OPEN
Let $k\geq 3$ and $g_k(N)$ be minimal such that if $A\subseteq \{1,\ldots,2N\}$ has $\lvert A\rvert \geq N+g_k(N)$ then there exist integers $b_1,\ldots,b_k$ such that all $\binom{k}{2}$ pairwise sums are in $A$ (but the $b_i$ themselves need not be in $A$).
Estimate $g_k(N)$.
A problem of Choi, Erdős, and Szemerédi. It is clear that the set of odd numbers has this property, whence $g_k(N)\geq 0$ always.

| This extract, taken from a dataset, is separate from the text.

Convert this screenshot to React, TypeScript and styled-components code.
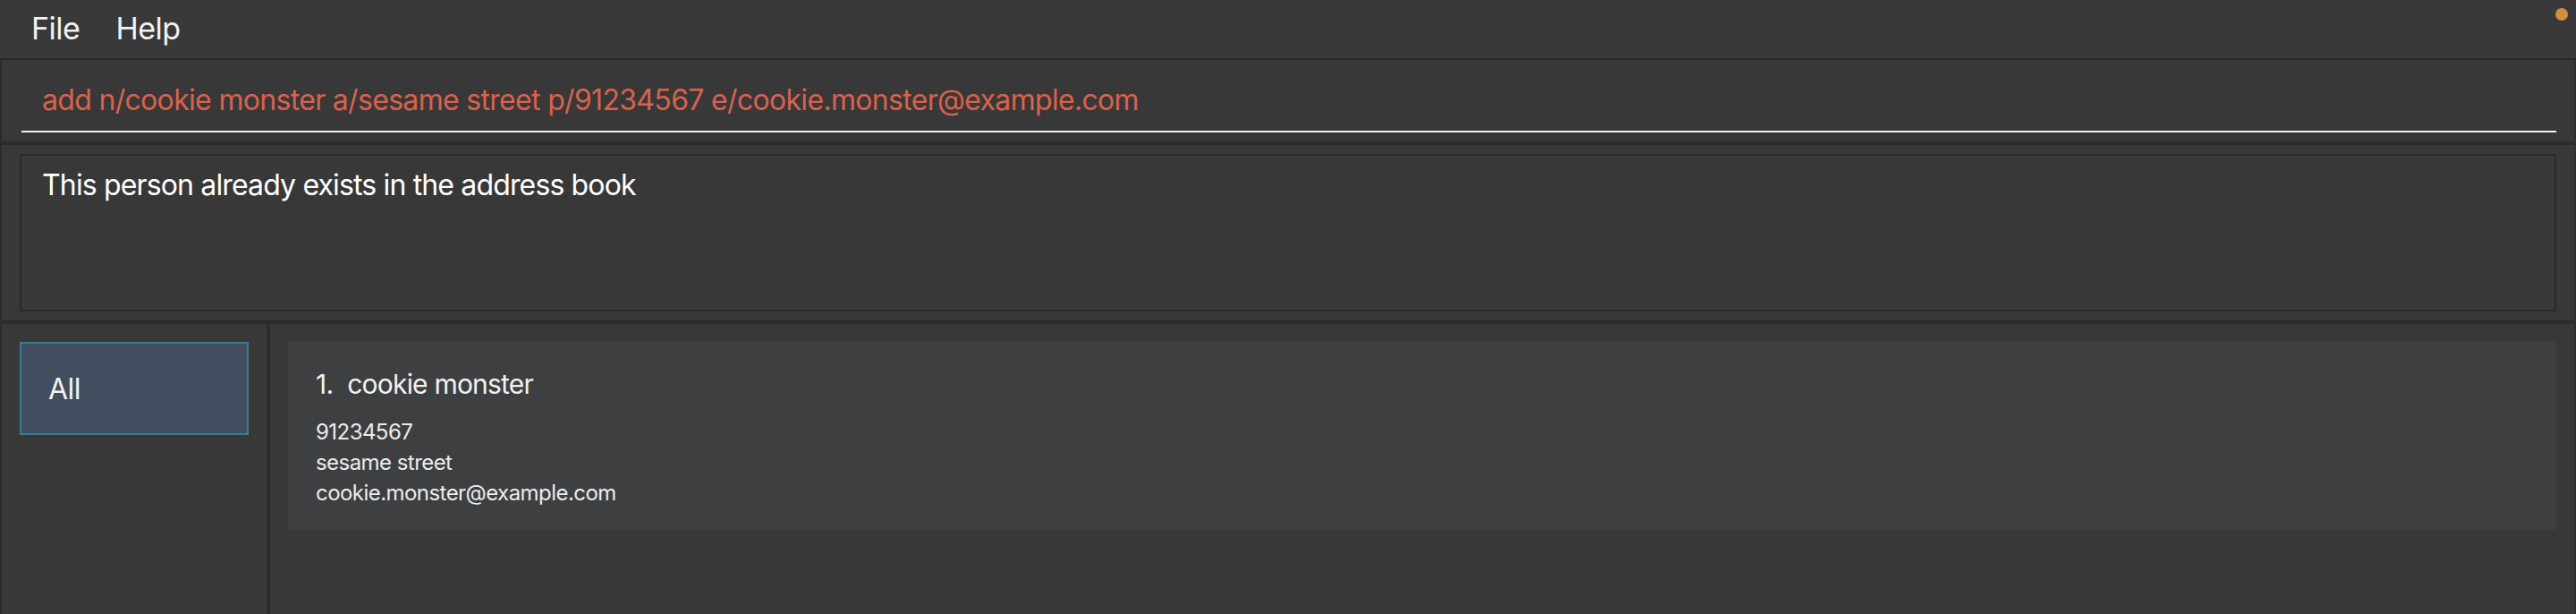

Choi, Erdős, and Szemerédi proved that $g_3(N)=2$ and $g_4(N) \ll 1$. They also proved that
\[g_5(N)\asymp \log N\]
and
\[g_6(N)\asymp N^{1/2}.\]
In general they proved that
\[g_k(N) \ll_k N^{1-2^{-k}}\]
and for every $\epsilon>0$ if $k$ is sufficiently large then
\[g_k(N) > N^{1-\epsilon}.\]
As an example, taking $A$ to be the set of all odd integers and the powers of $2$ shows that $g_5(N)\gg \log N$ for some $c>0$.